Rows from a dataset of pages and code
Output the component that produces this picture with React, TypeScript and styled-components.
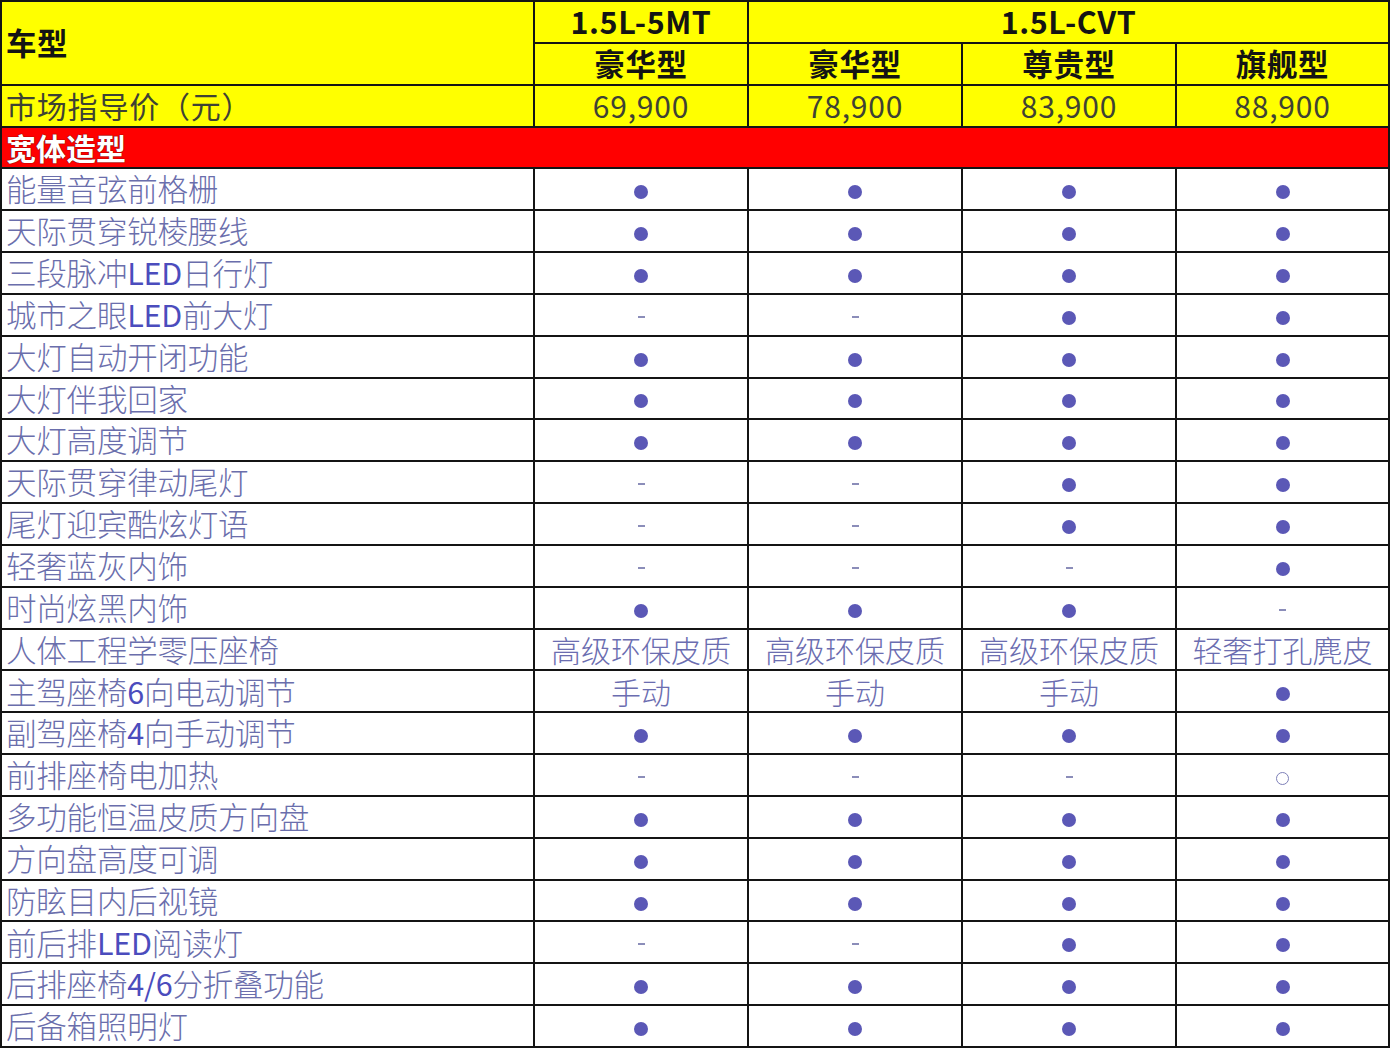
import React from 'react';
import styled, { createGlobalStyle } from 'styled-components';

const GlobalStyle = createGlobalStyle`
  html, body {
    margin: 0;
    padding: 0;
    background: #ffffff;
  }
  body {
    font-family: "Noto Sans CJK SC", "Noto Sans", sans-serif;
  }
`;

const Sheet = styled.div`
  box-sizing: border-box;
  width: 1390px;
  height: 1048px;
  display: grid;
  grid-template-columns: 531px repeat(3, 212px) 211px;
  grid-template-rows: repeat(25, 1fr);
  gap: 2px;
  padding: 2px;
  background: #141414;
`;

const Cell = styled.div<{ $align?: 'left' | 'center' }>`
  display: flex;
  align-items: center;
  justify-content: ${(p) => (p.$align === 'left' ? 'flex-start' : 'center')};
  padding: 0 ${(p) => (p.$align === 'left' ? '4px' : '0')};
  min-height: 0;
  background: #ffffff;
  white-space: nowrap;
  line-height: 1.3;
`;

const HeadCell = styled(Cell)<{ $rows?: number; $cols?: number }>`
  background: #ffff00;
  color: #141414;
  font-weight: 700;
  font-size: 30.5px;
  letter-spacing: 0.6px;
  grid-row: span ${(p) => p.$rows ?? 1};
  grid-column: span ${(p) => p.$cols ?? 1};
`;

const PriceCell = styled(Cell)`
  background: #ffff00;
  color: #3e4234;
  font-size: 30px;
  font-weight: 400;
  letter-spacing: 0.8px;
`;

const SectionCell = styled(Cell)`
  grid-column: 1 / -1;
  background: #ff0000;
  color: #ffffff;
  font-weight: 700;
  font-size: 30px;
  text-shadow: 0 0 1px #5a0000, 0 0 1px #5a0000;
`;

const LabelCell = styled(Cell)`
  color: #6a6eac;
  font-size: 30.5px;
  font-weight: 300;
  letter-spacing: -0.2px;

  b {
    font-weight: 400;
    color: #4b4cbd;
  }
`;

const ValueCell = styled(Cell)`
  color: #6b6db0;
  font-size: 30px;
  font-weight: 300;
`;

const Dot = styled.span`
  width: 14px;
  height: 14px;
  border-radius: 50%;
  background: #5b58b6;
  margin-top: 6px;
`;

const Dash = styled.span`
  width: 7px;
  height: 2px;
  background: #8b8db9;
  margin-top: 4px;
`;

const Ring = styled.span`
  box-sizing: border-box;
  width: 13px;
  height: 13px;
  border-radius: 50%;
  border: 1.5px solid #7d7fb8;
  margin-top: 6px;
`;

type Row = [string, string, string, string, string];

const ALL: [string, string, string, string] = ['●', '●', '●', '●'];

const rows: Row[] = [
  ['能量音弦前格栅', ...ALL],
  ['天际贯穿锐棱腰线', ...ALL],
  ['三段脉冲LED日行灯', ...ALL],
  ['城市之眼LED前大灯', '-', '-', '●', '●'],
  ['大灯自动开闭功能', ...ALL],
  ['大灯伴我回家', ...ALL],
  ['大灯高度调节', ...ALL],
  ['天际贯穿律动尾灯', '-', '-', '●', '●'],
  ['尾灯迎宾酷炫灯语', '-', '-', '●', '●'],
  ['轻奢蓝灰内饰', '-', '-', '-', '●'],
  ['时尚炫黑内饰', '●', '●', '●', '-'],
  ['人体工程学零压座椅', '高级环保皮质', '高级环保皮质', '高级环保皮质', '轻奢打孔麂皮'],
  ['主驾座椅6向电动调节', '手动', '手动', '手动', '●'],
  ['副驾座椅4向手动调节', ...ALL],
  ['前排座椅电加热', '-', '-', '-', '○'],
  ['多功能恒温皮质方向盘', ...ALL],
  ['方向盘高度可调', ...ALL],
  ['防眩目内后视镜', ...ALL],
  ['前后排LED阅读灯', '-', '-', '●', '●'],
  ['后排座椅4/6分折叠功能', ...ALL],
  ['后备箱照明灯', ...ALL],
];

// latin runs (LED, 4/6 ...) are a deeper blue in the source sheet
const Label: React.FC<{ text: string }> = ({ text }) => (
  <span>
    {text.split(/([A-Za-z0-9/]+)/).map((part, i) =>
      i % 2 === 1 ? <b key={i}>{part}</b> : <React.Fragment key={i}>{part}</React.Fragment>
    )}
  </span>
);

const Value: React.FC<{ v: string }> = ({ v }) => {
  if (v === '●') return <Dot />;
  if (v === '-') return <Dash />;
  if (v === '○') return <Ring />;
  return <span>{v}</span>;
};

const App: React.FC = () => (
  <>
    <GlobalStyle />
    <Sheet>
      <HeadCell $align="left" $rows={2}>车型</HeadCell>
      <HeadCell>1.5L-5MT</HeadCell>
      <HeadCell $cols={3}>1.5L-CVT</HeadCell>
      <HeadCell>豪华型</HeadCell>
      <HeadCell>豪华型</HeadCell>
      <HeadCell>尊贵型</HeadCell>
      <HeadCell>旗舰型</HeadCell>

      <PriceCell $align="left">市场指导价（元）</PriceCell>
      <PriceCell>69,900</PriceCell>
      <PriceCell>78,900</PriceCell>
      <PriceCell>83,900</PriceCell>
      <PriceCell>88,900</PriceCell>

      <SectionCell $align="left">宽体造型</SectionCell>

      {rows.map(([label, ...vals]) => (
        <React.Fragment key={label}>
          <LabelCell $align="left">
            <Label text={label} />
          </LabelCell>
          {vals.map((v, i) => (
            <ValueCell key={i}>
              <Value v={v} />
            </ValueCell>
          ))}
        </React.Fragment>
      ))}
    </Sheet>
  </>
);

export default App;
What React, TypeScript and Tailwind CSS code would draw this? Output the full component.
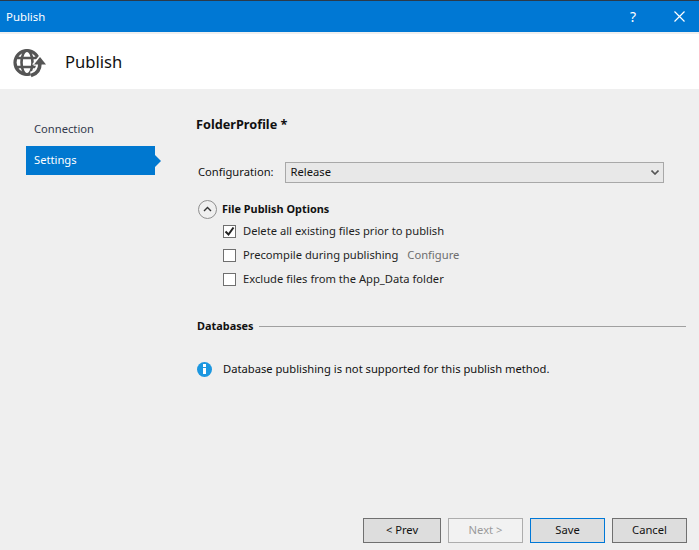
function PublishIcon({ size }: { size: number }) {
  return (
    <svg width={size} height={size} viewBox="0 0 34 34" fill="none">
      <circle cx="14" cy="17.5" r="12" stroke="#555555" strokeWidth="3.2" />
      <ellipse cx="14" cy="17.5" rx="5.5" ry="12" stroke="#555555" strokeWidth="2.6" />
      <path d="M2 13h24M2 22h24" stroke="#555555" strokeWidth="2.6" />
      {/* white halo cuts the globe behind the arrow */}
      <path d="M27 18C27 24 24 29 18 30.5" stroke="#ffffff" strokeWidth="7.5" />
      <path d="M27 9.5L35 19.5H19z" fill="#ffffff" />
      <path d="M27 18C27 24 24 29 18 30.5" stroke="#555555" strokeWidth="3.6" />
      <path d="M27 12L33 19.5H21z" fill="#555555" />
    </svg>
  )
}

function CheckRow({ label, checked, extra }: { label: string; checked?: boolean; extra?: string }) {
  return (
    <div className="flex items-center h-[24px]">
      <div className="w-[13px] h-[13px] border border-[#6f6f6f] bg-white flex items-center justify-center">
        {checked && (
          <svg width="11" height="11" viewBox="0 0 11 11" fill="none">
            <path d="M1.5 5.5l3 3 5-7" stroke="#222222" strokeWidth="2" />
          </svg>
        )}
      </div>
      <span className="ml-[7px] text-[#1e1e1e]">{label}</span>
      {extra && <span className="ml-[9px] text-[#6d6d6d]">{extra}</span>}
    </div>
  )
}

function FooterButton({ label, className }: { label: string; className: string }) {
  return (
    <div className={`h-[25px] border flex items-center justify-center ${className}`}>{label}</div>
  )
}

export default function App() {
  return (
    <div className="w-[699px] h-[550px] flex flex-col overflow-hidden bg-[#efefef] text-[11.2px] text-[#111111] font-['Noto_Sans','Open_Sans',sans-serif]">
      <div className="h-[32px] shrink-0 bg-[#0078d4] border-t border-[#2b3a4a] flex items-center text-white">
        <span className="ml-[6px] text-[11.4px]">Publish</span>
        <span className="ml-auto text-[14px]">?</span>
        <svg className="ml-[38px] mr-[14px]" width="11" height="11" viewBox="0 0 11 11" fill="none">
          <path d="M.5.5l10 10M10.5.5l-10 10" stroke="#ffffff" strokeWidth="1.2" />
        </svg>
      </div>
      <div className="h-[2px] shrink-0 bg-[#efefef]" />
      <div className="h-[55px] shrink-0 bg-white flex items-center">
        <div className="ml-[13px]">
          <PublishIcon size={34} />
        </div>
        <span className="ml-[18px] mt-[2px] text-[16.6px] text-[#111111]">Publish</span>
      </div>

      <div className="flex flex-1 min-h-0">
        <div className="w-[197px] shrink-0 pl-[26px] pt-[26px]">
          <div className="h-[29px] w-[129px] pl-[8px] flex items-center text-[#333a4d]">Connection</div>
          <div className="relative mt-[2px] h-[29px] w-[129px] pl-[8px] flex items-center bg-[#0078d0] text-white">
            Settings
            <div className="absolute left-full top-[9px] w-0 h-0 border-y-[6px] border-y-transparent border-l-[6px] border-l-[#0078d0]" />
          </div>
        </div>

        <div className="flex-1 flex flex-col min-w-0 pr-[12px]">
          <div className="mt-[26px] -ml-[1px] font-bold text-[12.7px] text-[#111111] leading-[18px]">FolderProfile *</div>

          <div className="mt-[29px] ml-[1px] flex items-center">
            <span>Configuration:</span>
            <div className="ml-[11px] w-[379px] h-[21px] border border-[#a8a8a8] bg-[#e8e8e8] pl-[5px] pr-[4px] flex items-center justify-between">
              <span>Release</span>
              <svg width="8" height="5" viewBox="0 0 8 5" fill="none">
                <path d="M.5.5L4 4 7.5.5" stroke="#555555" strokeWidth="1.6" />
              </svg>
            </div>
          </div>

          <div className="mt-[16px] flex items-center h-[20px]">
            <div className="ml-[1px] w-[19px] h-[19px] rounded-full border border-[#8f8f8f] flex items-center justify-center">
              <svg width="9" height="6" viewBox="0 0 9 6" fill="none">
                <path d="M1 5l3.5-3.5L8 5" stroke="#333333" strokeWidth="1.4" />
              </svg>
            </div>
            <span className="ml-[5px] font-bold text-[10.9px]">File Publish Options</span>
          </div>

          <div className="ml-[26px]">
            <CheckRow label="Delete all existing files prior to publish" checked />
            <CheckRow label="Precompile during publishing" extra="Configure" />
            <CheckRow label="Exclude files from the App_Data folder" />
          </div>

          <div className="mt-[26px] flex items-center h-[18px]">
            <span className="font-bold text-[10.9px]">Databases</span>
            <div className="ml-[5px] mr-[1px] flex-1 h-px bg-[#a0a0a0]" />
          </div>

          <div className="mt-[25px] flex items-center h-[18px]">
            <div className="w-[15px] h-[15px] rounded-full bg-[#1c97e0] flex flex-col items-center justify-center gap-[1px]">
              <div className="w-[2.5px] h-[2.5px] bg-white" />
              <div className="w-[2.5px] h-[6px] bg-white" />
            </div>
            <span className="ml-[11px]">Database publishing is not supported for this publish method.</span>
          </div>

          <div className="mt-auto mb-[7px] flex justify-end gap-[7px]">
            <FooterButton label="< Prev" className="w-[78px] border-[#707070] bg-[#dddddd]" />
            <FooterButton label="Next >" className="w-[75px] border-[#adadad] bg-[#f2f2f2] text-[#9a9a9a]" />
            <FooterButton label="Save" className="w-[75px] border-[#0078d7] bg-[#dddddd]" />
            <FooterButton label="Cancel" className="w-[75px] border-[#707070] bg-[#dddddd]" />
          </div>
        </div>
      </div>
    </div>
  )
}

● Task requirements:
Identify the lines in the entries above that contain "this", then copy them out.

● Full answer:
Output the component that produces this picture with React, TypeScript and styled-components.
What React, TypeScript and Tailwind CSS code would draw this? Output the full component.
            <span className="ml-[11px]">Database publishing is not supported for this publish method.</span>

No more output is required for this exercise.